§ **Data excerpt**:
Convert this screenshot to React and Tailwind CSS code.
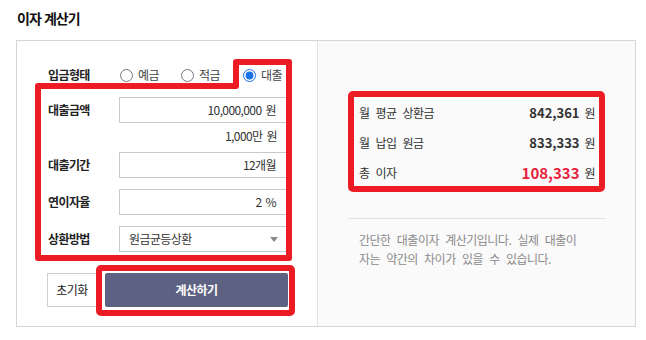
import React from 'react';

const FONT = { fontFamily: '"Noto Sans CJK KR", "Noto Sans", sans-serif' };

const fields = [
  { id: 'amount', label: '대출금액', value: '10,000,000 원' },
  { id: 'period', label: '대출기간', value: '12개월' },
  { id: 'rate', label: '연이자율', value: '2 %' },
];

const results = [
  { label: '월 평균 상환금', value: '842,361' },
  { label: '월 납입 원금', value: '833,333' },
  { label: '총 이자', value: '108,333', highlight: true },
];

const Radio = ({ label, checked, width }) => (
  <label className="flex items-center gap-[5px] shrink-0" style={{ width }}>
    <input
      type="radio"
      name="kind"
      defaultChecked={checked}
      className="w-[13px] h-[13px] m-0 accent-[#1a73e8]"
    />
    <span className="text-[#444]">{label}</span>
  </label>
);

const FieldBox = ({ children, className = '' }) => (
  <div className={`w-[168px] h-[26px] border border-[#c9c9c9] bg-white flex items-center text-[#333] ${className}`}>
    {children}
  </div>
);

const Row = ({ label, children, className = '' }) => (
  <div className={`flex items-center ${className}`}>
    <div className="w-[71px] font-semibold text-[#222]">{label}</div>
    {children}
  </div>
);

export default function App() {
  return (
    <div
      className="relative w-[646px] h-[340px] bg-white text-[12px] tracking-[-0.6px] [word-spacing:2px] px-[16px] pt-[8px]"
      style={FONT}
    >
      <h1 className="h-[20px] leading-[20px] pl-[1px] text-[14px] font-bold tracking-[-1px] [word-spacing:1px] text-[#111]">
        이자 계산기
      </h1>

      <div className="mt-[12px] w-[620px] h-[287px] border border-[#d6d6d6] flex">
        {/* 입력 영역 */}
        <div className="w-[301px] border-r border-[#e2e2e2] pl-[31px] pt-[21px]">
          <Row label="입금형태" className="h-[26px]">
            <div className="flex items-center pl-[1px]">
              <Radio label="예금" width={61} />
              <Radio label="적금" width={62} />
              <Radio label="대출" checked width={50} />
            </div>
          </Row>

          <Row label={fields[0].label} className="mt-[9px]">
            <FieldBox className="justify-end pr-[10px]">{fields[0].value}</FieldBox>
          </Row>
          <div className="w-[239px] h-[26px] flex items-center justify-end pr-[10px] text-[#333]">
            1,000만 원
          </div>

          <Row label={fields[1].label} className="mt-[3px]">
            <FieldBox className="justify-end pr-[10px]">{fields[1].value}</FieldBox>
          </Row>
          <Row label={fields[2].label} className="mt-[11px]">
            <FieldBox className="justify-end pr-[10px]">{fields[2].value}</FieldBox>
          </Row>
          <Row label="상환방법" className="mt-[11px]">
            <FieldBox className="justify-between pl-[9px] pr-[8px]">
              <span>원금균등상환</span>
              <span className="w-0 h-0 border-l-[4px] border-r-[4px] border-t-[5px] border-l-transparent border-r-transparent border-t-[#8a8a8a]" />
            </FieldBox>
          </Row>

          <div className="mt-[21px] -ml-[1px] flex gap-[8px]">
            <button className="w-[50px] h-[34px] border border-[#cfcfcf] bg-white text-[#222]">
              초기화
            </button>
            <button className="w-[183px] h-[34px] rounded-[2px] bg-[#5d6182] text-white font-bold">
              계산하기
            </button>
          </div>
        </div>

        {/* 결과 영역 */}
        <div className="flex-1 bg-[#fafafa] pl-[30px] pr-[29px]">
          <div className="mt-[57px] px-[11px]">
            {results.map((r) => (
              <div key={r.label} className="h-[30px] flex items-center justify-between">
                <span className="text-[#333] [word-spacing:4px]">{r.label}</span>
                <span className="flex items-center">
                  <span
                    className={
                      r.highlight
                        ? 'text-[15px] font-bold tracking-normal text-[#e8213d]'
                        : 'text-[13px] font-semibold tracking-normal text-[#333]'
                    }
                  >
                    {r.value}
                  </span>
                  <span className="ml-[5px] text-[#333]">원</span>
                </span>
              </div>
            ))}
          </div>
          <div className="mt-[30px] border-t border-[#e3e3e3]" />
          <p className="pt-[11px] px-[11px] leading-[19px] text-[#8a8a8a] tracking-[-0.5px] [word-spacing:4px]">
            간단한 대출이자 계산기입니다. 실제 대출이
            <br />
            자는 약간의 차이가 있을 수 있습니다.
          </p>
        </div>
      </div>

      {/* 빨간 표시 */}
      <svg
        className="absolute inset-0 pointer-events-none"
        width="646"
        height="340"
        viewBox="0 0 646 340"
        fill="none"
        stroke="#ed1c24"
        strokeWidth="6"
        strokeLinejoin="round"
      >
        <path d="M38 86 H236 V62 H289 V258 H38 Z" />
        <rect x="99" y="268" width="193" height="45" rx="2" />
        <rect x="351" y="94" width="251" height="95" rx="2" />
      </svg>
    </div>
  );
}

§ **Written instruction**: Return each line of the data, keeping its wording exact and omitting pictures.

§ **Answer in full**:
Convert this screenshot to React and Tailwind CSS code.
import React from 'react';

const FONT = { fontFamily: '"Noto Sans CJK KR", "Noto Sans", sans-serif' };

const fields = [
  { id: 'amount', label: '대출금액', value: '10,000,000 원' },
  { id: 'period', label: '대출기간', value: '12개월' },
  { id: 'rate', label: '연이자율', value: '2 %' },
];

const results = [
  { label: '월 평균 상환금', value: '842,361' },
  { label: '월 납입 원금', value: '833,333' },
  { label: '총 이자', value: '108,333', highlight: true },
];

const Radio = ({ label, checked, width }) => (
  <label className="flex items-center gap-[5px] shrink-0" style={{ width }}>
    <input
      type="radio"
      name="kind"
      defaultChecked={checked}
      className="w-[13px] h-[13px] m-0 accent-[#1a73e8]"
    />
    <span className="text-[#444]">{label}</span>
  </label>
);

const FieldBox = ({ children, className = '' }) => (
  <div className={`w-[168px] h-[26px] border border-[#c9c9c9] bg-white flex items-center text-[#333] ${className}`}>
    {children}
  </div>
);

const Row = ({ label, children, className = '' }) => (
  <div className={`flex items-center ${className}`}>
    <div className="w-[71px] font-semibold text-[#222]">{label}</div>
    {children}
  </div>
);

export default function App() {
  return (
    <div
      className="relative w-[646px] h-[340px] bg-white text-[12px] tracking-[-0.6px] [word-spacing:2px] px-[16px] pt-[8px]"
      style={FONT}
    >
      <h1 className="h-[20px] leading-[20px] pl-[1px] text-[14px] font-bold tracking-[-1px] [word-spacing:1px] text-[#111]">
        이자 계산기
      </h1>

      <div className="mt-[12px] w-[620px] h-[287px] border border-[#d6d6d6] flex">
        {/* 입력 영역 */}
        <div className="w-[301px] border-r border-[#e2e2e2] pl-[31px] pt-[21px]">
          <Row label="입금형태" className="h-[26px]">
            <div className="flex items-center pl-[1px]">
              <Radio label="예금" width={61} />
              <Radio label="적금" width={62} />
              <Radio label="대출" checked width={50} />
            </div>
          </Row>

          <Row label={fields[0].label} className="mt-[9px]">
            <FieldBox className="justify-end pr-[10px]">{fields[0].value}</FieldBox>
          </Row>
          <div className="w-[239px] h-[26px] flex items-center justify-end pr-[10px] text-[#333]">
            1,000만 원
          </div>

          <Row label={fields[1].label} className="mt-[3px]">
            <FieldBox className="justify-end pr-[10px]">{fields[1].value}</FieldBox>
          </Row>
          <Row label={fields[2].label} className="mt-[11px]">
            <FieldBox className="justify-end pr-[10px]">{fields[2].value}</FieldBox>
          </Row>
          <Row label="상환방법" className="mt-[11px]">
            <FieldBox className="justify-between pl-[9px] pr-[8px]">
              <span>원금균등상환</span>
              <span className="w-0 h-0 border-l-[4px] border-r-[4px] border-t-[5px] border-l-transparent border-r-transparent border-t-[#8a8a8a]" />
            </FieldBox>
          </Row>

          <div className="mt-[21px] -ml-[1px] flex gap-[8px]">
            <button className="w-[50px] h-[34px] border border-[#cfcfcf] bg-white text-[#222]">
              초기화
            </button>
            <button className="w-[183px] h-[34px] rounded-[2px] bg-[#5d6182] text-white font-bold">
              계산하기
            </button>
          </div>
        </div>

        {/* 결과 영역 */}
        <div className="flex-1 bg-[#fafafa] pl-[30px] pr-[29px]">
          <div className="mt-[57px] px-[11px]">
            {results.map((r) => (
              <div key={r.label} className="h-[30px] flex items-center justify-between">
                <span className="text-[#333] [word-spacing:4px]">{r.label}</span>
                <span className="flex items-center">
                  <span
                    className={
                      r.highlight
                        ? 'text-[15px] font-bold tracking-normal text-[#e8213d]'
                        : 'text-[13px] font-semibold tracking-normal text-[#333]'
                    }
                  >
                    {r.value}
                  </span>
                  <span className="ml-[5px] text-[#333]">원</span>
                </span>
              </div>
            ))}
          </div>
          <div className="mt-[30px] border-t border-[#e3e3e3]" />
          <p className="pt-[11px] px-[11px] leading-[19px] text-[#8a8a8a] tracking-[-0.5px] [word-spacing:4px]">
            간단한 대출이자 계산기입니다. 실제 대출이
            <br />
            자는 약간의 차이가 있을 수 있습니다.
          </p>
        </div>
      </div>

      {/* 빨간 표시 */}
      <svg
        className="absolute inset-0 pointer-events-none"
        width="646"
        height="340"
        viewBox="0 0 646 340"
        fill="none"
        stroke="#ed1c24"
        strokeWidth="6"
        strokeLinejoin="round"
      >
        <path d="M38 86 H236 V62 H289 V258 H38 Z" />
        <rect x="99" y="268" width="193" height="45" rx="2" />
        <rect x="351" y="94" width="251" height="95" rx="2" />
      </svg>
    </div>
  );
}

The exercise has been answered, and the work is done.